Bioy no era santo de mi devoción. Lo creía hijo de Borges. Chupando rueda. Escondiéndose entre las piernas del gigante.
Por esa razón me negaba a leer La invención de Morel. Había leído Diario de la guerra del cerdo, de hermoso título y poco jugo. Y tenía la desestimulante campanilla de las obras a dúo y bajo seudónimo poco feliz: Bustos Domecq, algo así como un cognac tetudo.

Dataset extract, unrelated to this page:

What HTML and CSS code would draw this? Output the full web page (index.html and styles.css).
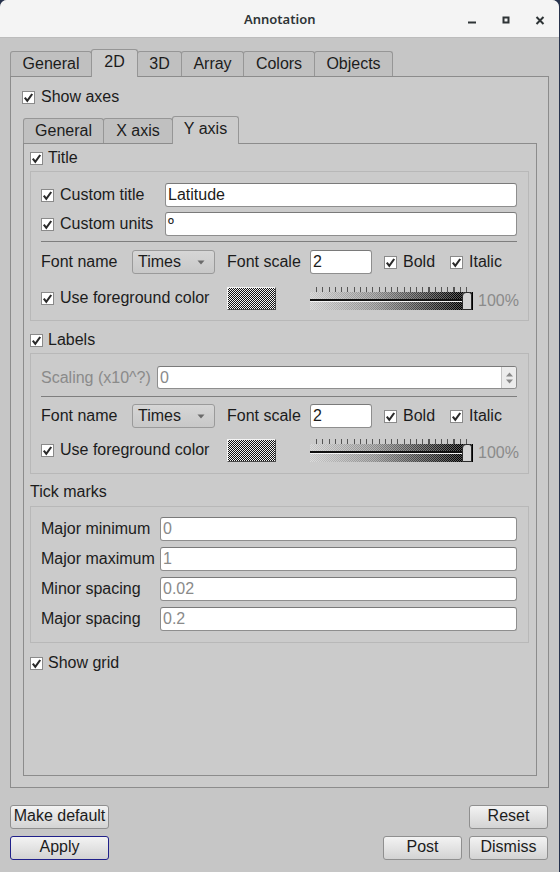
FILE: index.html
```html
<!DOCTYPE html>
<html>
<head>
<meta charset="utf-8">
<title>Annotation</title>
<link rel="stylesheet" href="styles.css">
</head>
<body>
<div class="window">
  <div class="titlebar">
    <span class="title">Annotation</span>
    <div class="wm">
      <span class="wmbtn"><svg width="16" height="16" viewBox="0 0 16 16"><rect x="4" y="10.5" width="8" height="2" fill="#2e3436"/></svg></span>
      <span class="wmbtn"><svg width="16" height="16" viewBox="0 0 16 16"><rect x="5.5" y="6.5" width="5" height="5" fill="none" stroke="#2e3436" stroke-width="2"/></svg></span>
      <span class="wmbtn"><svg width="16" height="16" viewBox="0 0 16 16"><path d="M4.5 6 L11.5 13 M11.5 6 L4.5 13" stroke="#2e3436" stroke-width="2"/></svg></span>
    </div>
  </div>

  <div class="main">
    <div class="tabbar">
      <div class="tab t-general">General</div>
      <div class="tab sel t-2d">2D</div>
      <div class="tab t-3d">3D</div>
      <div class="tab t-array">Array</div>
      <div class="tab t-colors">Colors</div>
      <div class="tab t-objects">Objects</div>
    </div>
    <div class="panel outer-panel">
      <div class="chkrow gap6">
        <svg class="cb" width="13" height="13" viewBox="0 0 13 13"><rect x="0.5" y="0.5" width="12" height="12" fill="#fff" stroke="#8a8a8a"/><path d="M2.8 6.6 L5.3 9.8 L10.2 3" fill="none" stroke="#2a2a2a" stroke-width="2.1"/></svg>
        <span>Show axes</span>
      </div>

      <div class="tabbar inner-tabbar">
        <div class="tab it-general">General</div>
        <div class="tab it-x">X axis</div>
        <div class="tab sel it-y">Y axis</div>
      </div>
      <div class="panel inner-panel">
        <div class="chkrow">
          <svg class="cb" width="13" height="13" viewBox="0 0 13 13"><rect x="0.5" y="0.5" width="12" height="12" fill="#fff" stroke="#8a8a8a"/><path d="M2.8 6.6 L5.3 9.8 L10.2 3" fill="none" stroke="#2a2a2a" stroke-width="2.1"/></svg>
          <span>Title</span>
        </div>
        <div class="group g-title">
          <div class="row">
            <div class="cell cbl w-custom">
              <svg class="cb" width="13" height="13" viewBox="0 0 13 13"><rect x="0.5" y="0.5" width="12" height="12" fill="#fff" stroke="#8a8a8a"/><path d="M2.8 6.6 L5.3 9.8 L10.2 3" fill="none" stroke="#2a2a2a" stroke-width="2.1"/></svg>
              <span>Custom title</span>
            </div>
            <div class="field grow">Latitude</div>
          </div>
          <div class="row mt5">
            <div class="cell cbl w-custom">
              <svg class="cb" width="13" height="13" viewBox="0 0 13 13"><rect x="0.5" y="0.5" width="12" height="12" fill="#fff" stroke="#8a8a8a"/><path d="M2.8 6.6 L5.3 9.8 L10.2 3" fill="none" stroke="#2a2a2a" stroke-width="2.1"/></svg>
              <span>Custom units</span>
            </div>
            <div class="field grow">º</div>
          </div>
          <div class="sep mt5"></div>
          <div class="row mt8">
            <div class="cell w-fontname">Font name</div>
            <div class="combo"><span>Times</span><svg width="8" height="5" viewBox="0 0 8 5"><polygon points="0.5,0.5 7.5,0.5 4,4.5" fill="#6a6a6a"/></svg></div>
            <div class="cell w-fontscale">Font scale</div>
            <div class="field scale">2</div>
            <div class="cell cbl w-bold">
              <svg class="cb" width="13" height="13" viewBox="0 0 13 13"><rect x="0.5" y="0.5" width="12" height="12" fill="#fff" stroke="#8a8a8a"/><path d="M2.8 6.6 L5.3 9.8 L10.2 3" fill="none" stroke="#2a2a2a" stroke-width="2.1"/></svg>
              <span>Bold</span>
            </div>
            <div class="cell cbl">
              <svg class="cb" width="13" height="13" viewBox="0 0 13 13"><rect x="0.5" y="0.5" width="12" height="12" fill="#fff" stroke="#8a8a8a"/><path d="M2.8 6.6 L5.3 9.8 L10.2 3" fill="none" stroke="#2a2a2a" stroke-width="2.1"/></svg>
              <span>Italic</span>
            </div>
          </div>
          <div class="row mt12">
            <div class="cell cbl w-fg">
              <svg class="cb" width="13" height="13" viewBox="0 0 13 13"><rect x="0.5" y="0.5" width="12" height="12" fill="#fff" stroke="#8a8a8a"/><path d="M2.8 6.6 L5.3 9.8 L10.2 3" fill="none" stroke="#2a2a2a" stroke-width="2.1"/></svg>
              <span>Use foreground color</span>
            </div>
            <div class="swatch"></div>
            <div class="slider">
              <div class="ticks"></div>
              <div class="track"><div class="line"></div><div class="thumb"></div></div>
            </div>
            <div class="pct">100%</div>
          </div>
        </div>

        <div class="chkrow mt9">
          <svg class="cb" width="13" height="13" viewBox="0 0 13 13"><rect x="0.5" y="0.5" width="12" height="12" fill="#fff" stroke="#8a8a8a"/><path d="M2.8 6.6 L5.3 9.8 L10.2 3" fill="none" stroke="#2a2a2a" stroke-width="2.1"/></svg>
          <span>Labels</span>
        </div>
        <div class="group g-labels">
          <div class="row h23">
            <div class="cell w-scaling dim">Scaling (x10^?)</div>
            <div class="field grow spin h23">
              <span class="val dim">0</span>
              <span class="spinner"><svg width="9" height="14" viewBox="0 0 9 14"><polygon points="1,5.5 8,5.5 4.5,1.5" fill="#8a8a8a"/><polygon points="1,8.5 8,8.5 4.5,12.5" fill="#8a8a8a"/></svg></span>
            </div>
          </div>
          <div class="sep mt7"></div>
          <div class="row mt7">
            <div class="cell w-fontname">Font name</div>
            <div class="combo"><span>Times</span><svg width="8" height="5" viewBox="0 0 8 5"><polygon points="0.5,0.5 7.5,0.5 4,4.5" fill="#6a6a6a"/></svg></div>
            <div class="cell w-fontscale">Font scale</div>
            <div class="field scale">2</div>
            <div class="cell cbl w-bold">
              <svg class="cb" width="13" height="13" viewBox="0 0 13 13"><rect x="0.5" y="0.5" width="12" height="12" fill="#fff" stroke="#8a8a8a"/><path d="M2.8 6.6 L5.3 9.8 L10.2 3" fill="none" stroke="#2a2a2a" stroke-width="2.1"/></svg>
              <span>Bold</span>
            </div>
            <div class="cell cbl">
              <svg class="cb" width="13" height="13" viewBox="0 0 13 13"><rect x="0.5" y="0.5" width="12" height="12" fill="#fff" stroke="#8a8a8a"/><path d="M2.8 6.6 L5.3 9.8 L10.2 3" fill="none" stroke="#2a2a2a" stroke-width="2.1"/></svg>
              <span>Italic</span>
            </div>
          </div>
          <div class="row mt10">
            <div class="cell cbl w-fg">
              <svg class="cb" width="13" height="13" viewBox="0 0 13 13"><rect x="0.5" y="0.5" width="12" height="12" fill="#fff" stroke="#8a8a8a"/><path d="M2.8 6.6 L5.3 9.8 L10.2 3" fill="none" stroke="#2a2a2a" stroke-width="2.1"/></svg>
              <span>Use foreground color</span>
            </div>
            <div class="swatch"></div>
            <div class="slider">
              <div class="ticks"></div>
              <div class="track"><div class="line"></div><div class="thumb"></div></div>
            </div>
            <div class="pct">100%</div>
          </div>
        </div>

        <div class="plainrow mt8">Tick marks</div>
        <div class="group g-ticks">
          <div class="row">
            <div class="cell w-tick">Major minimum</div>
            <div class="field grow dim">0</div>
          </div>
          <div class="row mt6">
            <div class="cell w-tick">Major maximum</div>
            <div class="field grow dim">1</div>
          </div>
          <div class="row mt6">
            <div class="cell w-tick">Minor spacing</div>
            <div class="field grow dim">0.02</div>
          </div>
          <div class="row mt6">
            <div class="cell w-tick">Major spacing</div>
            <div class="field grow dim">0.2</div>
          </div>
        </div>

        <div class="chkrow mt10">
          <svg class="cb" width="13" height="13" viewBox="0 0 13 13"><rect x="0.5" y="0.5" width="12" height="12" fill="#fff" stroke="#8a8a8a"/><path d="M2.8 6.6 L5.3 9.8 L10.2 3" fill="none" stroke="#2a2a2a" stroke-width="2.1"/></svg>
          <span>Show grid</span>
        </div>
      </div>
    </div>

    <div class="footer">
      <div class="col-left">
        <div class="btn wide">Make default</div>
        <div class="btn wide default">Apply</div>
      </div>
      <div class="col-right">
        <div class="btn">Reset</div>
        <div class="btnrow">
          <div class="btn">Post</div>
          <div class="btn">Dismiss</div>
        </div>
      </div>
    </div>
  </div>
</div>
</body>
</html>
```

FILE: styles.css
```css
html, body {
  margin: 0;
  padding: 0;
}
body {
  background: #26324d;
  font-family: "Liberation Sans", Arial, sans-serif;
  font-size: 16px;
  color: #1c1c1c;
}
.window {
  width: 559px;
  height: 872px;
  background: #c6c6c6;
  border-radius: 7px 7px 0 0;
  overflow: hidden;
}
.titlebar {
  height: 37px;
  background: #f4f4f4;
  border-bottom: 1px solid #bcbcbc;
  display: flex;
  align-items: center;
  padding-right: 2px;
}
.title {
  margin-left: 244px;
  font-family: "Noto Sans", sans-serif;
  font-size: 13px;
  font-weight: 600;
  color: #2e3436;
}
.wm {
  margin-left: auto;
  display: flex;
}
.wmbtn {
  width: 34px;
  height: 37px;
  display: flex;
  align-items: center;
  justify-content: center;
}
.wmbtn svg { display: block; }

.main {
  padding: 11px 10px 0 10px;
}
.tabbar {
  display: flex;
  align-items: flex-end;
  height: 27px;
}
.tab {
  box-sizing: border-box;
  height: 25px;
  border: 1px solid #969696;
  border-bottom: none;
  border-radius: 3px 3px 0 0;
  background: #c0c0c0;
  display: flex;
  align-items: center;
  justify-content: center;
  margin-right: -1px;
  padding-bottom: 1px;
}
.tab.sel {
  height: 28px;
  margin-bottom: -1px;
  background: #cbcbcb;
  position: relative;
  z-index: 1;
  padding-bottom: 4px;
}
.t-general { width: 82px; }
.t-2d { width: 47px; }
.t-3d { width: 45px; }
.t-array { width: 63px; }
.t-colors { width: 72px; }
.t-objects { width: 79px; }
.it-general { width: 81px; }
.it-x { width: 70px; }
.it-y { width: 67px; }

.panel {
  box-sizing: border-box;
  border: 1px solid #8c8c8c;
  background: #cbcbcb;
}
.outer-panel {
  width: 539px;
  height: 712px;
  padding: 10px 11px 0 11px;
}
.inner-tabbar {
  margin-top: 9px;
  margin-left: 1px;
}
.inner-panel {
  width: 514px;
  height: 633px;
  margin-left: 1px;
  padding: 4px 7px 0 6px;
}

.chkrow {
  display: flex;
  align-items: center;
  height: 20px;
  gap: 5px;
}
.chkrow.gap6 { gap: 6px; }
.plainrow {
  height: 20px;
  display: flex;
  align-items: center;
}
.cb { display: block; flex: none; }

.group {
  border: 1px solid #b8b8b8;
  margin-top: 3px;
}
.g-title { padding: 11px 11px 10px 10px; }
.g-labels { padding: 12px 11px 11px 10px; }
.g-ticks { padding: 10px 11px 11px 10px; margin-top: 4px; }

.row {
  display: flex;
  align-items: center;
  height: 24px;
}
.row.h23 { height: 23px; }
.cell {
  display: flex;
  align-items: center;
  flex: none;
  white-space: nowrap;
}
.cbl { gap: 6px; }
.w-custom { width: 124px; }
.w-fontname { width: 91px; }
.w-fontscale { width: 83px; margin-left: 12px; }
.w-bold { width: 66px; margin-left: 12px; }
.w-fg { width: 186px; }
.w-scaling { width: 116px; }
.w-tick { width: 119px; }

.mt5 { margin-top: 5px; }
.mt6 { margin-top: 6px; }
.mt7 { margin-top: 7px; }
.mt8 { margin-top: 8px; }
.mt9 { margin-top: 9px; }
.mt10 { margin-top: 10px; }
.mt12 { margin-top: 12px; }

.dim { color: #8a8a8a; }

.field {
  box-sizing: border-box;
  height: 24px;
  background: #fff;
  border: 1px solid #8e8e8e;
  border-top-color: #7a7a7a;
  border-radius: 3px;
  display: flex;
  align-items: center;
  padding-left: 2px;
  white-space: nowrap;
}
.field.h23 { height: 23px; }
.grow { flex: 1; }
.scale { width: 62px; flex: none; }
.spin { padding-right: 0; }
.spin .val { flex: 1; }
.spinner {
  width: 14px;
  height: 100%;
  display: flex;
  align-items: center;
  justify-content: center;
  background: #ececec;
  border-left: 1px solid #c4c4c4;
  border-radius: 0 2px 2px 0;
}
.spinner svg { display: block; }

.sep {
  height: 0;
  border-top: 1px solid #7e7e7e;
}

.combo {
  box-sizing: border-box;
  width: 83px;
  height: 24px;
  flex: none;
  border: 1px solid #9a9a9a;
  border-radius: 3px;
  background: linear-gradient(#d6d6d6, #c8c8c8);
  display: flex;
  align-items: center;
  padding: 0 9px 0 5px;
}
.combo span { flex: 1; }
.combo svg { display: block; }

.swatch {
  box-sizing: border-box;
  width: 49px;
  height: 23px;
  flex: none;
  border: 1px solid;
  border-color: #f6f6f6 #4a4a4a #4a4a4a #f6f6f6;
  background-color: #808080;
  background-image: repeating-conic-gradient(#111 0 25%, #f2f2f2 0 50%);
  background-size: 2px 2px;
}

.slider {
  width: 163px;
  flex: none;
  margin-left: 34px;
  display: flex;
  flex-direction: column;
}
.ticks {
  height: 5px;
  margin: 0 6px 0 6px;
  background: repeating-linear-gradient(to right, #555 0 1px, transparent 1px 6.25px);
}
.track {
  height: 18px;
  box-sizing: border-box;
  border-right: 1px solid #000;
  display: flex;
  align-items: center;
  background-image:
    repeating-conic-gradient(rgba(255,255,255,0.35) 0 25%, rgba(0,0,0,0) 0 50%),
    linear-gradient(to right, #c9c9c9, #8a8a8a 40%, #000 92%);
  background-size: 2px 2px, 100% 100%;
}
.line {
  flex: 1;
  border-top: 2px solid #111;
  border-bottom: 1px solid #f4f4f4;
  box-sizing: content-box;
  height: 0;
}
.thumb {
  box-sizing: border-box;
  width: 10px;
  height: 18px;
  align-self: stretch;
  background: #d4d4d4;
  border: 1px solid #2a2a2a;
  border-radius: 4px 3px 0 0;
}
.pct {
  margin-left: 5px;
  color: #8a8a8a;
  padding-top: 5px;
}

.footer {
  width: 538px;
  margin-top: 17px;
  display: flex;
  justify-content: space-between;
}
.col-left, .col-right {
  display: flex;
  flex-direction: column;
  gap: 7px;
}
.col-right { align-items: flex-end; }
.btnrow {
  display: flex;
  gap: 7px;
}
.btn {
  box-sizing: border-box;
  width: 79px;
  height: 24px;
  border: 1px solid #8f8f8f;
  border-radius: 3px;
  background: linear-gradient(#f3f3f3, #d3d3d3);
  display: flex;
  align-items: center;
  justify-content: center;
  padding-bottom: 2px;
  white-space: nowrap;
}
.btn.wide { width: 99px; }
.btn.default { border-color: #20208a; }
```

Como de costumbre (y como la paloma), me equivocaba. Para nada entretenido, Morel es, indudablemente, valioso en lenguaje y en ideas. Jugando entre lo inconciente y lo lógico, forcejea con el tiempo, la memoria, la individualidad. No atrapa, no. Pero sí desconcierta. Original y adelantado, si los hay.

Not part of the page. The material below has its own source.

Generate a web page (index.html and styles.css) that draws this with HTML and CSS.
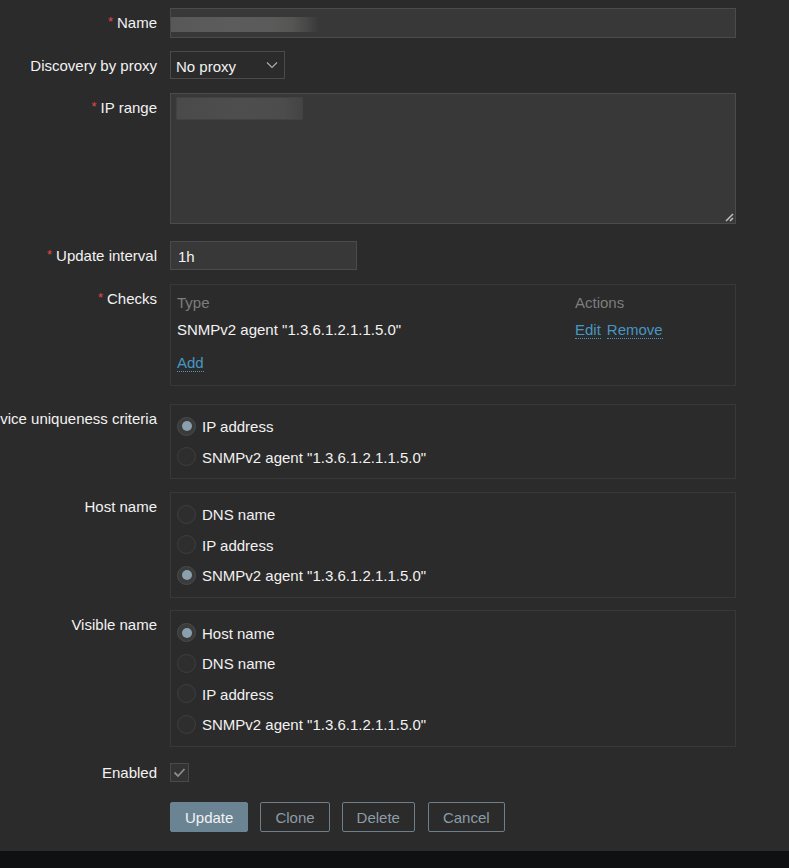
FILE: index.html
```html
<!DOCTYPE html>
<html>
<head>
<meta charset="utf-8">
<link rel="stylesheet" href="styles.css">
</head>
<body>
<div class="form">
  <div class="row">
    <div class="label"><span class="req">*</span>Name</div>
    <div class="field"><div class="input wide h30"><div class="blur blur-name"></div></div></div>
  </div>
  <div class="row">
    <div class="label">Discovery by proxy</div>
    <div class="field">
      <div class="select">
        <span>No proxy</span>
        <svg class="chev" width="12" height="8" viewBox="0 0 12 8"><polyline points="1,1.5 6,6.5 11,1.5" fill="none" stroke="#b0b0b0" stroke-width="1.1"/></svg>
      </div>
    </div>
  </div>
  <div class="row r-ip">
    <div class="label"><span class="req">*</span>IP range</div>
    <div class="field">
      <div class="textarea">
        <div class="blur blur-ip"></div>
        <svg class="grip" width="10" height="10" viewBox="0 0 10 10"><line x1="2" y1="9" x2="9" y2="2" stroke="#bdbdbd" stroke-width="1.6"/><line x1="6" y1="9" x2="9" y2="6" stroke="#bdbdbd" stroke-width="1.6"/></svg>
      </div>
    </div>
  </div>
  <div class="row r-upd">
    <div class="label"><span class="req">*</span>Update interval</div>
    <div class="field"><div class="input short">1h</div></div>
  </div>
  <div class="row r-checks">
    <div class="label"><span class="req">*</span>Checks</div>
    <div class="field">
      <div class="box checks">
        <div class="trow thead"><div class="c-type">Type</div><div class="c-act">Actions</div></div>
        <div class="trow tdata"><div class="c-type">SNMPv2 agent "1.3.6.1.2.1.1.5.0"</div><div class="c-act"><a class="link">Edit</a><a class="link">Remove</a></div></div>
        <div class="add"><a class="link">Add</a></div>
      </div>
    </div>
  </div>
  <div class="row r-dev">
    <div class="label">Device uniqueness criteria</div>
    <div class="field">
      <div class="box radios">
        <div class="radio"><span class="dot on"></span>IP address</div>
        <div class="radio"><span class="dot"></span>SNMPv2 agent "1.3.6.1.2.1.1.5.0"</div>
      </div>
    </div>
  </div>
  <div class="row">
    <div class="label">Host name</div>
    <div class="field">
      <div class="box radios">
        <div class="radio"><span class="dot"></span>DNS name</div>
        <div class="radio"><span class="dot"></span>IP address</div>
        <div class="radio"><span class="dot on"></span>SNMPv2 agent "1.3.6.1.2.1.1.5.0"</div>
      </div>
    </div>
  </div>
  <div class="row r-vis">
    <div class="label">Visible name</div>
    <div class="field">
      <div class="box radios vis">
        <div class="radio"><span class="dot on"></span>Host name</div>
        <div class="radio"><span class="dot"></span>DNS name</div>
        <div class="radio"><span class="dot"></span>IP address</div>
        <div class="radio"><span class="dot"></span>SNMPv2 agent "1.3.6.1.2.1.1.5.0"</div>
      </div>
    </div>
  </div>
  <div class="row r-en">
    <div class="label lbl-en">Enabled</div>
    <div class="field">
      <div class="checkbox"><svg width="17" height="17" viewBox="0 0 17 17"><polyline points="3.5,8.5 7,12 13.5,5" fill="none" stroke="#8c8c8c" stroke-width="1.8"/></svg></div>
    </div>
  </div>
  <div class="row r-btn">
    <div class="label"></div>
    <div class="field buttons">
      <button class="btn primary">Update</button>
      <button class="btn alt">Clone</button>
      <button class="btn alt">Delete</button>
      <button class="btn alt cancel">Cancel</button>
    </div>
  </div>
</div>
<div class="footer"></div>
</body>
</html>
```

FILE: styles.css
```css
html, body {
  margin: 0;
  padding: 0;
  background: #2b2b2b;
  color: #f2f2f2;
  font-family: "Liberation Sans", Arial, sans-serif;
  font-size: 15px;
  overflow: hidden;
}
.form {
  display: flex;
  flex-direction: column;
  gap: 13px;
  padding-top: 8px;
  height: 851px;
  box-sizing: border-box;
}
.row {
  display: grid;
  grid-template-columns: 157px 566px;
  column-gap: 13px;
}
.r-ip { margin-top: 1px; }
.r-upd { margin-top: 4px; }
.r-checks { margin-top: 1px; }
.r-dev { margin-top: 5px; }
.r-vis { margin-top: -1px; }
.r-en { margin-top: 3px; }
.r-btn { margin-top: 7px; }
.label {
  display: flex;
  justify-content: flex-end;
  white-space: nowrap;
  line-height: 18px;
  padding-top: 6px;
  height: 18px;
}
.lbl-en { padding-top: 1px; }
.req {
  color: #e04a4a;
  font-size: 13px;
  margin-right: 4px;
  position: relative;
  top: -1px;
}
.field { display: flex; }
.input {
  box-sizing: border-box;
  background: #383838;
  border: 1px solid #4b4b4b;
  height: 30px;
  line-height: 29px;
  padding-left: 7px;
  color: #f2f2f2;
}
.wide { width: 566px; padding-left: 0; }
.short { width: 187px; height: 29px; line-height: 29px; }
.blur {
  border-radius: 1px;
}
.blur-name {
  margin-top: 8px;
  width: 148px;
  height: 15px;
  background: linear-gradient(to right, #585858 0%, #5c5c5c 40%, #5a5a5a 70%, #555653 82%, #474747 92%, #383838 100%);
}
.select {
  box-sizing: border-box;
  width: 115px;
  height: 28px;
  border: 1px solid #4b4b4b;
  background: #2b2b2b;
  display: flex;
  align-items: center;
  justify-content: space-between;
  padding: 2px 6px 0 5px;
}
.chev { margin-top: -3px; }
.textarea {
  position: relative;
  box-sizing: border-box;
  width: 566px;
  height: 131px;
  background: #383838;
  border: 1px solid #4b4b4b;
  padding: 3px 5px;
}
.blur-ip {
  width: 127px;
  height: 23px;
  background: linear-gradient(to right, #4a4a4a 0%, #4e4e4e 50%, #4c4c4c 85%, #444 100%);
  border: 1px solid #424242;
  box-sizing: border-box;
}
.grip {
  position: absolute;
  right: 1px;
  bottom: 1px;
}
.box {
  box-sizing: border-box;
  width: 566px;
  border: 1px solid #383838;
}
.checks {
  height: 102px;
  padding: 9px 6px 0 6px;
}
.trow {
  display: flex;
  line-height: 18px;
}
.c-type { width: 398px; }
.thead { color: #7d7d7d; }
.tdata { margin-top: 9px; }
.add { margin-top: 15px; line-height: 18px; }
.link {
  color: #4796c4;
  border-bottom: 1px dotted #4796c4;
  margin-right: 6px;
  cursor: pointer;
}
.radios {
  padding: 6px 6px 6px 6px;
}
.radios.vis {
  padding: 7px 6px 6px 6px;
}
.radio {
  height: 30.5px;
  display: flex;
  align-items: center;
  padding-top: 1px;
  box-sizing: border-box;
}
.dot {
  box-sizing: border-box;
  width: 19px;
  height: 19px;
  border-radius: 50%;
  background: #2e2e2e;
  border: 1px solid #3e3e3e;
  margin-right: 6px;
  margin-top: -1px;
  display: flex;
  align-items: center;
  justify-content: center;
}
.dot.on {
  background: #3b3b3b;
  border-color: #4a4a4a;
}
.dot.on::after {
  content: "";
  width: 10px;
  height: 10px;
  border-radius: 50%;
  background: #8aa0ae;
}
.checkbox {
  box-sizing: border-box;
  width: 19px;
  height: 19px;
  border: 1px solid #4a4a4a;
  background: #333;
  display: flex;
  align-items: center;
  justify-content: center;
}
.buttons { gap: 12px; }
.btn {
  box-sizing: border-box;
  height: 30px;
  padding: 1px 14px 0 14px;
  font-family: "Liberation Sans", Arial, sans-serif;
  font-size: 15px;
  border-radius: 2px;
  cursor: pointer;
}
.primary {
  background: #6a8494;
  border: 1px solid #6a8494;
  color: #f2f2f2;
}
.alt {
  background: transparent;
  border: 1px solid #6f7f89;
  color: #8c9ca6;
}
.cancel { margin-left: 1px; }
.footer {
  height: 17px;
  background: #0f1012;
}
```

Tal vez fue su veta tecnológica la que atrajo a Abrams. El pensamiento y la memoria vueltos mucho más que holograma. Un cine tridimensional y tangible de recuerdos humanos que se exhiben una y otra vez, reales físicamente pero tan muertos como el celuloide.
Cuando me contaron que Bioy era inspiración más o menos confesa de Lost, no lo quise creer. Tuve que poner mi mano en la llaga, y mi dedo en su costado. O al revés. Vi la foto, es decir.